▶ **What you have to do**
From the records below, copy every line that contains the word "index".

(Web page code records)
════════════════════
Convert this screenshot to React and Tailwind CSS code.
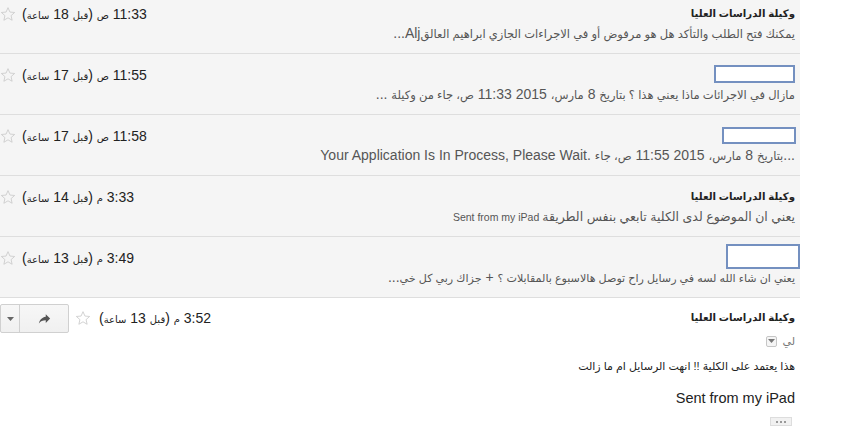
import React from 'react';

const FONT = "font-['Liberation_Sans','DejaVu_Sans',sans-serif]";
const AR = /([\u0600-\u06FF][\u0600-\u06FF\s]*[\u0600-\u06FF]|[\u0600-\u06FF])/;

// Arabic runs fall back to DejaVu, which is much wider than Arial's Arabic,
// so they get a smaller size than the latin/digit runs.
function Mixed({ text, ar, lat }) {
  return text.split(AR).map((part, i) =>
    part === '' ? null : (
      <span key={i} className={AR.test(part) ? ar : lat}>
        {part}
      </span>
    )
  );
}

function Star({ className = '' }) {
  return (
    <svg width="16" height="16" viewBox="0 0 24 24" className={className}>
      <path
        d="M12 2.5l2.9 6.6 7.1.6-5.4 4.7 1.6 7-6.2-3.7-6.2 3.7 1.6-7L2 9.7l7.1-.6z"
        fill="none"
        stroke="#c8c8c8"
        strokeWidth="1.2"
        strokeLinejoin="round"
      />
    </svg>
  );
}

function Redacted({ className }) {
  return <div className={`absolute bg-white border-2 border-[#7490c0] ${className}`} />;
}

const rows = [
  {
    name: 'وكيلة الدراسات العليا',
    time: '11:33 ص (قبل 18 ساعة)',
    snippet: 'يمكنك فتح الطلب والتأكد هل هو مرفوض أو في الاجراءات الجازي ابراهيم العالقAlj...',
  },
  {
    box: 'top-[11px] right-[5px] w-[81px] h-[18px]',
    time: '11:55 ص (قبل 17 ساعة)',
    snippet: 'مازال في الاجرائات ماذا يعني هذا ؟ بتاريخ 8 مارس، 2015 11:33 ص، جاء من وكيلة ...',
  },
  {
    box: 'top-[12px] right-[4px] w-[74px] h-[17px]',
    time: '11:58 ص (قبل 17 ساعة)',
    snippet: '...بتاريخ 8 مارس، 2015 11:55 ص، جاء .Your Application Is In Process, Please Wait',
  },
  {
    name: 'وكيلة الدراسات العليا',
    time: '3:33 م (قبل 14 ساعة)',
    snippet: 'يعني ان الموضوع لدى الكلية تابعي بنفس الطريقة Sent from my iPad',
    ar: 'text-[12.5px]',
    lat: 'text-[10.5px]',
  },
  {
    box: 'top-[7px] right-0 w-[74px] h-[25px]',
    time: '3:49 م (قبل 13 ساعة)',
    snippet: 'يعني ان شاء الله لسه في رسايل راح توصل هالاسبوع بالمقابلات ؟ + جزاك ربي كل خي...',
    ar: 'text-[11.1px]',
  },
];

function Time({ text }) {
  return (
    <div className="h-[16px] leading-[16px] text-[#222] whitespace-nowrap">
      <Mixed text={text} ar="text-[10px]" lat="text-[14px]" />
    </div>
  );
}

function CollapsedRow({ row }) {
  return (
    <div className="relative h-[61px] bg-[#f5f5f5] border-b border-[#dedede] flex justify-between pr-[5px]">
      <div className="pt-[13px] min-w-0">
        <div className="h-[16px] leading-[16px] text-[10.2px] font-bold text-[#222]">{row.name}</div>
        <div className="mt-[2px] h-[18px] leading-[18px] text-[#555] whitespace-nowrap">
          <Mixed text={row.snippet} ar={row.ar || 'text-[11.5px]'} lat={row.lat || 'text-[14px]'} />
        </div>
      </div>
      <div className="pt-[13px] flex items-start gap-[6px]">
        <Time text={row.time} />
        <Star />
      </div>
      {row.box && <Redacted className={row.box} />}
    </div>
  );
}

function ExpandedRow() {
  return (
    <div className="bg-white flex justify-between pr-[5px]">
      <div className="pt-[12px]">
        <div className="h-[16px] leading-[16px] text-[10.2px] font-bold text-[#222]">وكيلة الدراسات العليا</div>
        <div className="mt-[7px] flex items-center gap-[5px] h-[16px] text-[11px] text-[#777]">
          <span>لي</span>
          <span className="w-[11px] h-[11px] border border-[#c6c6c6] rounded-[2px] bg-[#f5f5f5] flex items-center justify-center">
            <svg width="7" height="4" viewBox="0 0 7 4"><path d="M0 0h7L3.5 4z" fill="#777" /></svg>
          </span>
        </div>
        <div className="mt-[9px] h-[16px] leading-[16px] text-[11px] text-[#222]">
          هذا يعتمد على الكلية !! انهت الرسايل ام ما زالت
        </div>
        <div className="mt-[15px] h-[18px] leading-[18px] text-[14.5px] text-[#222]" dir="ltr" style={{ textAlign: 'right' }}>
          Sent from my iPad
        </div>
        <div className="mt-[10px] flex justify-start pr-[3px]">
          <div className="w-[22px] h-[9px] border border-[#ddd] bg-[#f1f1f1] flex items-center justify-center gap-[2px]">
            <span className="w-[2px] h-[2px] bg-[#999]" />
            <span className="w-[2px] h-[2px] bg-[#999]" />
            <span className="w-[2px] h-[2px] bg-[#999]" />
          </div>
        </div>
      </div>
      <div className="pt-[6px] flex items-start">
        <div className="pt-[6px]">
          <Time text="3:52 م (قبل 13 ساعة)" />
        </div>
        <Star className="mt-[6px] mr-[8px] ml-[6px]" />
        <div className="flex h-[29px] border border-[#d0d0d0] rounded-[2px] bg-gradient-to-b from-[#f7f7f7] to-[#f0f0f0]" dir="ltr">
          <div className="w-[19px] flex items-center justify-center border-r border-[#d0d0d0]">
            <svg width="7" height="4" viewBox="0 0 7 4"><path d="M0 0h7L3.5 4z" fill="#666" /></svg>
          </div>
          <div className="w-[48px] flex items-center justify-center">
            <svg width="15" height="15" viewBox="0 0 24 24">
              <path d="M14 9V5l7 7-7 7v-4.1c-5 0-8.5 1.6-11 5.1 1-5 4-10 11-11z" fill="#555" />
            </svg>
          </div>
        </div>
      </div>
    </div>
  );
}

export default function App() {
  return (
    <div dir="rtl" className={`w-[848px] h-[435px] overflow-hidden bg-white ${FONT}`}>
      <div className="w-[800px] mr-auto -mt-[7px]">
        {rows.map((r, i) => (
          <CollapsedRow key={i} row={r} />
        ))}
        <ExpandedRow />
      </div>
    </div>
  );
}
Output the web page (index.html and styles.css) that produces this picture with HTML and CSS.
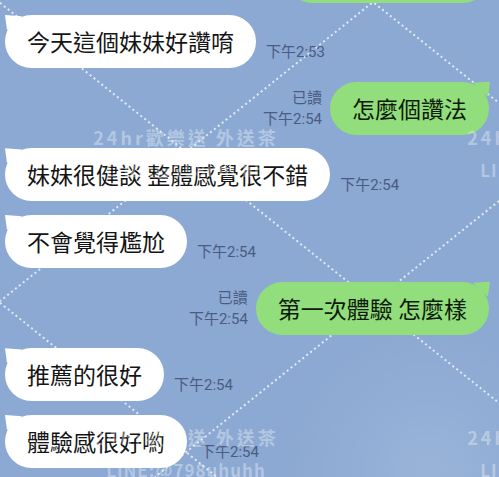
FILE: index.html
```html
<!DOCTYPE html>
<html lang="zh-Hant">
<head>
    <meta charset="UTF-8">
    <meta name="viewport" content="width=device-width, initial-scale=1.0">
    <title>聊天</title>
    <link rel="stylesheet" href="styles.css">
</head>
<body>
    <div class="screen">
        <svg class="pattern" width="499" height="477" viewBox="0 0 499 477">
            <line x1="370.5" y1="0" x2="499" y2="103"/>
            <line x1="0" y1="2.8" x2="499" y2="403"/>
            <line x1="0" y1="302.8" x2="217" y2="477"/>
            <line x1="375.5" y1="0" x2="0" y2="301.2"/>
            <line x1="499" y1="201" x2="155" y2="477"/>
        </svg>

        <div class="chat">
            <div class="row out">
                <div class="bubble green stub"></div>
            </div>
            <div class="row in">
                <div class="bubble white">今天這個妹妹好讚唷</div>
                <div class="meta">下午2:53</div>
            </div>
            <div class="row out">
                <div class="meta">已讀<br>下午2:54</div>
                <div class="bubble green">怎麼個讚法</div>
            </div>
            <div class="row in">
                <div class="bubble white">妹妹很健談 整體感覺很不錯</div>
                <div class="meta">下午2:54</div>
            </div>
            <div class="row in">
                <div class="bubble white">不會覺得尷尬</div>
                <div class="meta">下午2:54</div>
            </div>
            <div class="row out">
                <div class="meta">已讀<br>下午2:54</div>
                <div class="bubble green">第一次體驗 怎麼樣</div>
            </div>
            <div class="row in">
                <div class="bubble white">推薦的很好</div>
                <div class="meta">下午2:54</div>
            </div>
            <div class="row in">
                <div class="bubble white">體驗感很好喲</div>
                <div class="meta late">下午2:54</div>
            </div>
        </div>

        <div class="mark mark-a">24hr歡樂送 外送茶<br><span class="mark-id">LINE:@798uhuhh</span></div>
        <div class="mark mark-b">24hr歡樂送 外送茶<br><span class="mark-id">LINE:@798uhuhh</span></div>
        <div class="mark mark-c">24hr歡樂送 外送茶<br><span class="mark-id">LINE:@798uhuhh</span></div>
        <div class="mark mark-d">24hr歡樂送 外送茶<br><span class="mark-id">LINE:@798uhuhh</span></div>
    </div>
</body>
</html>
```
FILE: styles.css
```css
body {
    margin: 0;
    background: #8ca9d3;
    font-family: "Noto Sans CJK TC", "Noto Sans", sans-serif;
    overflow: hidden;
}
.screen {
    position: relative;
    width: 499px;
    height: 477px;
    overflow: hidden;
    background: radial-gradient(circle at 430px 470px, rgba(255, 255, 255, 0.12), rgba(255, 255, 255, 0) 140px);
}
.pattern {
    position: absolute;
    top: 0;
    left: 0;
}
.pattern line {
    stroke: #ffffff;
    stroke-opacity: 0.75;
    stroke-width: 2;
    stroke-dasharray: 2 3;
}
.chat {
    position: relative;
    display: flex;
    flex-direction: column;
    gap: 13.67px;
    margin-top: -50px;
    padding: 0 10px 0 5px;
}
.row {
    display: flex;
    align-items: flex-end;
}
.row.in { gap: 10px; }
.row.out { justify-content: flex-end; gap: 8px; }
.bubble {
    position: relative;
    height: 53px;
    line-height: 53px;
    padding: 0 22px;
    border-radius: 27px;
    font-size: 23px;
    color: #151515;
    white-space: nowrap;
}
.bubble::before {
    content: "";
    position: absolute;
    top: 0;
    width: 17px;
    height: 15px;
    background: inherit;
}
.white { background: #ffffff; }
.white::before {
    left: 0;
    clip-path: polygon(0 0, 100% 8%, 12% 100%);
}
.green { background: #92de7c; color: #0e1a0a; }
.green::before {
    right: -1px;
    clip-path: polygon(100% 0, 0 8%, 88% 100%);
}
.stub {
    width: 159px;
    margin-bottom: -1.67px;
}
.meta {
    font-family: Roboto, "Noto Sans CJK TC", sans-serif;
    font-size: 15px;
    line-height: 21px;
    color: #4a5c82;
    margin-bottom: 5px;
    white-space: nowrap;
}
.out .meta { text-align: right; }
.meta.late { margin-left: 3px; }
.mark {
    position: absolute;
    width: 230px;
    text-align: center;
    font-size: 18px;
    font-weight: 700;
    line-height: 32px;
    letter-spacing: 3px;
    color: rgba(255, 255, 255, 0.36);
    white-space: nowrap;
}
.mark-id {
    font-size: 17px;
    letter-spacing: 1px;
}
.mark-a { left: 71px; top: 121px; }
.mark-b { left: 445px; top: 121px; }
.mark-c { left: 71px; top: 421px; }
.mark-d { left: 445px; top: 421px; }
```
════════════════════
▶ **Solution to this exercise**
Output the web page (index.html and styles.css) that produces this picture with HTML and CSS.
FILE: index.html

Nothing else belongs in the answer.